Financial Help Is Needed
The law in Connecticut is clear regarding the cash flow to the state requires all three sportsbooks and the two casinos to report revenues and pay taxes monthly. But nothing in the state confirms where that money must go. It’s even vague concerning who is eligible to receive it.
Both tribes say they intend to maintain their support of the council. Last year, Mohegan Sun contributed $23,000 a month; and Foxwoods $18,000.
Gambling has become convenient in Connecticut. Many Connecticut residents have the discipline to gamble responsibly in any format. You can gamble any time from the comfort of your home on your phone, which can be disastrous for others.
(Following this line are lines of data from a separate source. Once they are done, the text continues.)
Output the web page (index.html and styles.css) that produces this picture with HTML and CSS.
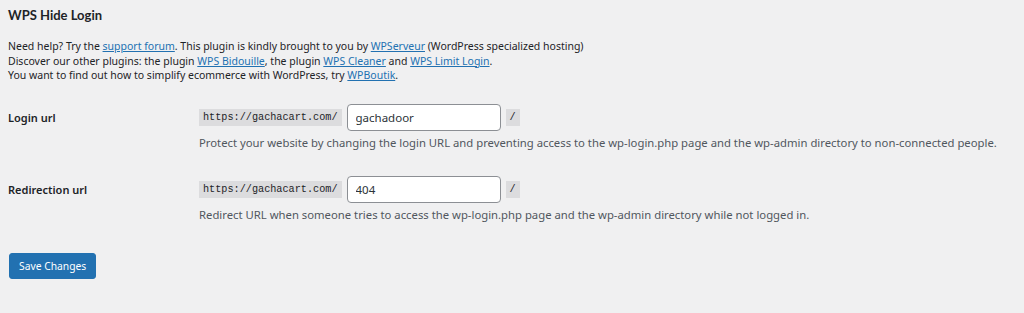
FILE: index.html
```html
<!DOCTYPE html>
<html lang="en">
<head>
    <meta charset="UTF-8">
    <title>WPS Hide Login</title>
    <link rel="stylesheet" href="styles.css">
</head>
<body>
    <div class="wrap">
        <h2 class="title">WPS Hide Login</h2>
        <p class="intro">
            Need help? Try the <a href="#">support forum</a>. This plugin is kindly brought to you by <a href="#">WPServeur</a> (WordPress specialized hosting)<br>
            Discover our other plugins: the plugin <a href="#">WPS Bidouille</a>, the plugin <a href="#">WPS Cleaner</a> and <a href="#">WPS Limit Login</a>.<br>
            You want to find out how to simplify ecommerce with WordPress, try <a href="#">WPBoutik</a>.
        </p>

        <form class="form-table">
            <div class="row">
                <label class="row-label" for="login-url">Login url</label>
                <div class="row-field">
                    <div class="url-line">
                        <code>https://gachacart.com/</code>
                        <input type="text" id="login-url" value="gachadoor">
                        <code class="slash">/</code>
                    </div>
                    <p class="description">Protect your website by changing the login URL and preventing access to the wp-login.php page and the wp-admin directory to non-connected people.</p>
                </div>
            </div>
            <div class="row">
                <label class="row-label" for="redirect-url">Redirection url</label>
                <div class="row-field">
                    <div class="url-line">
                        <code>https://gachacart.com/</code>
                        <input type="text" id="redirect-url" value="404">
                        <code class="slash">/</code>
                    </div>
                    <p class="description">Redirect URL when someone tries to access the wp-login.php page and the wp-admin directory while not logged in.</p>
                </div>
            </div>
            <button type="submit" class="button-primary">Save Changes</button>
        </form>
    </div>
</body>
</html>
```

FILE: styles.css
```css
* {
    box-sizing: border-box;
    margin: 0;
    padding: 0;
}

body {
    background-color: #f0f0f1;
    color: #1d2327;
    font-family: "Noto Sans", sans-serif;
    font-size: 11px;
}

.wrap {
    padding: 6px 8px 0 8px;
}

/* Heading and intro */
.title {
    font-family: Lato, sans-serif;
    font-size: 13px;
    font-weight: 700;
    line-height: 18px;
    margin-bottom: 15px;
}

.intro {
    font-size: 10.5px;
    line-height: 14.5px;
    margin-bottom: 9px;
}

a {
    color: #2271b1;
    text-decoration: underline;
}

/* Settings rows */
.row {
    display: grid;
    grid-template-columns: 191px 1fr;
    padding: 12px 0 14px 0;
}

.row-label {
    font-weight: 600;
    padding-top: 6px;
}

.url-line {
    display: flex;
    align-items: center;
    gap: 5px;
}

code {
    background-color: #dcdcde;
    font-family: "Liberation Mono", monospace;
    font-size: 10.2px;
    padding: 2px 4px;
    line-height: 13px;
}

.slash {
    padding: 2px 4px;
}

input {
    width: 154px;
    height: 27px;
    padding: 0 8px;
    border: 1px solid #8c8f94;
    border-radius: 4px;
    background: #fff;
    color: #2c3338;
    font-family: "Noto Sans", sans-serif;
    font-size: 11.5px;
}

.description {
    color: #50575e;
    font-size: 11.3px;
    margin-top: 5px;
    line-height: 14px;
}

/* Button */
.button-primary {
    margin: 17px 0 0 1px;
    height: 26px;
    padding: 0 9px;
    background-color: #2271b1;
    border: 1px solid #2271b1;
    border-radius: 3px;
    color: #fff;
    font-family: "Noto Sans", sans-serif;
    font-size: 10.3px;
    cursor: pointer;
}
```
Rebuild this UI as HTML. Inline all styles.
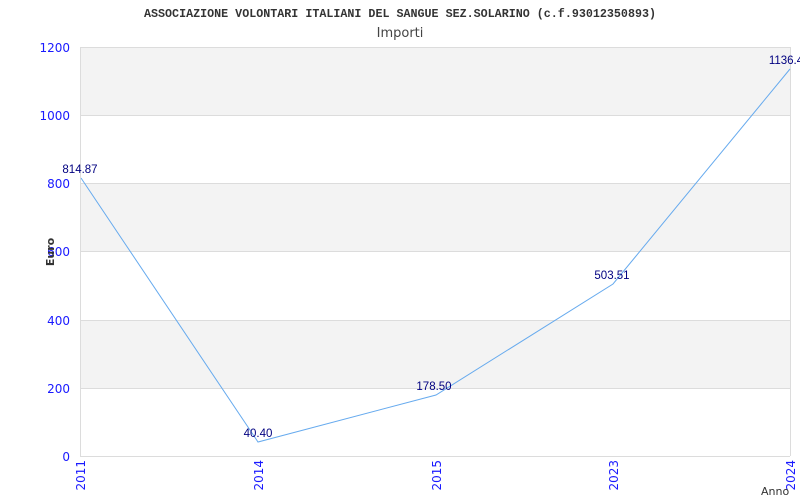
<!DOCTYPE html>
<html><head><style>
body{margin:0;width:800px;height:500px;background:#fff;overflow:hidden;position:relative;font-family:"DejaVu Sans","Liberation Sans",sans-serif}
</style></head><body>
<svg width="800" height="500" style="position:absolute;left:0;top:0">
<rect x="80" y="47" width="710" height="68" fill="#f3f3f3"/>
<rect x="80" y="183" width="710" height="68" fill="#f3f3f3"/>
<rect x="80" y="320" width="710" height="68" fill="#f3f3f3"/>
<g stroke="#dcdcdc" stroke-width="1">
<line x1="80" y1="47.5" x2="790" y2="47.5"/>
<line x1="80" y1="115.5" x2="790" y2="115.5"/>
<line x1="80" y1="183.5" x2="790" y2="183.5"/>
<line x1="80" y1="251.5" x2="790" y2="251.5"/>
<line x1="80" y1="320.5" x2="790" y2="320.5"/>
<line x1="80" y1="388.5" x2="790" y2="388.5"/>
<line x1="80" y1="456.5" x2="790" y2="456.5"/>
<line x1="80.5" y1="47" x2="80.5" y2="456"/>
<line x1="790.5" y1="47" x2="790.5" y2="456"/>
</g>
<polyline points="81,178 258,442 436,395 613,284 790,69" fill="none" stroke="#66aaee" stroke-width="1"/>
<text x="400" y="17" text-anchor="middle" font-family="Liberation Mono,monospace" font-weight="bold" font-size="11.7" fill="#333">ASSOCIAZIONE VOLONTARI ITALIANI DEL SANGUE SEZ.SOLARINO (c.f.93012350893)</text>
<text x="400" y="37" text-anchor="middle" font-size="13" fill="#444">Importi</text>
<g font-size="12" fill="#1a1aff" text-anchor="end">
<text x="70" y="52">1200</text><text x="70" y="120">1000</text><text x="70" y="188">800</text>
<text x="70" y="256">600</text><text x="70" y="325">400</text><text x="70" y="393">200</text><text x="70" y="461">0</text>
</g>
<g font-size="11.5" fill="#000080" font-family="Liberation Sans,sans-serif" text-anchor="middle">
<text x="80" y="173">814.87</text><text x="258" y="437">40.40</text><text x="434" y="390">178.50</text>
<text x="612" y="279">503.51</text><text x="786" y="64">1136.4</text>
</g>
<text transform="translate(54,252) rotate(-90)" text-anchor="middle" font-size="11" font-weight="bold" fill="#333">Euro</text>
<g font-size="12" fill="#1a1aff" text-anchor="end">
<text transform="translate(85,460) rotate(-90)">2011</text>
<text transform="translate(263,460) rotate(-90)">2014</text>
<text transform="translate(441,460) rotate(-90)">2015</text>
<text transform="translate(618,460) rotate(-90)">2023</text>
<text transform="translate(795,460) rotate(-90)">2024</text>
</g>
<text x="761" y="495" font-size="11" fill="#333">Anno</text>
</svg>
</body></html>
It’s not that the new forms of gambling necessarily are more addictive. It’s that they’re so much more accessible and appeal to gamblers who have their own set of vulnerabilities.
It seems that Connecticut thought about revenue first and protecting its residents second. It should have been the other way around. But, hey, casinos, CT Lottery, and legislators, your residents need your support, and they need it now.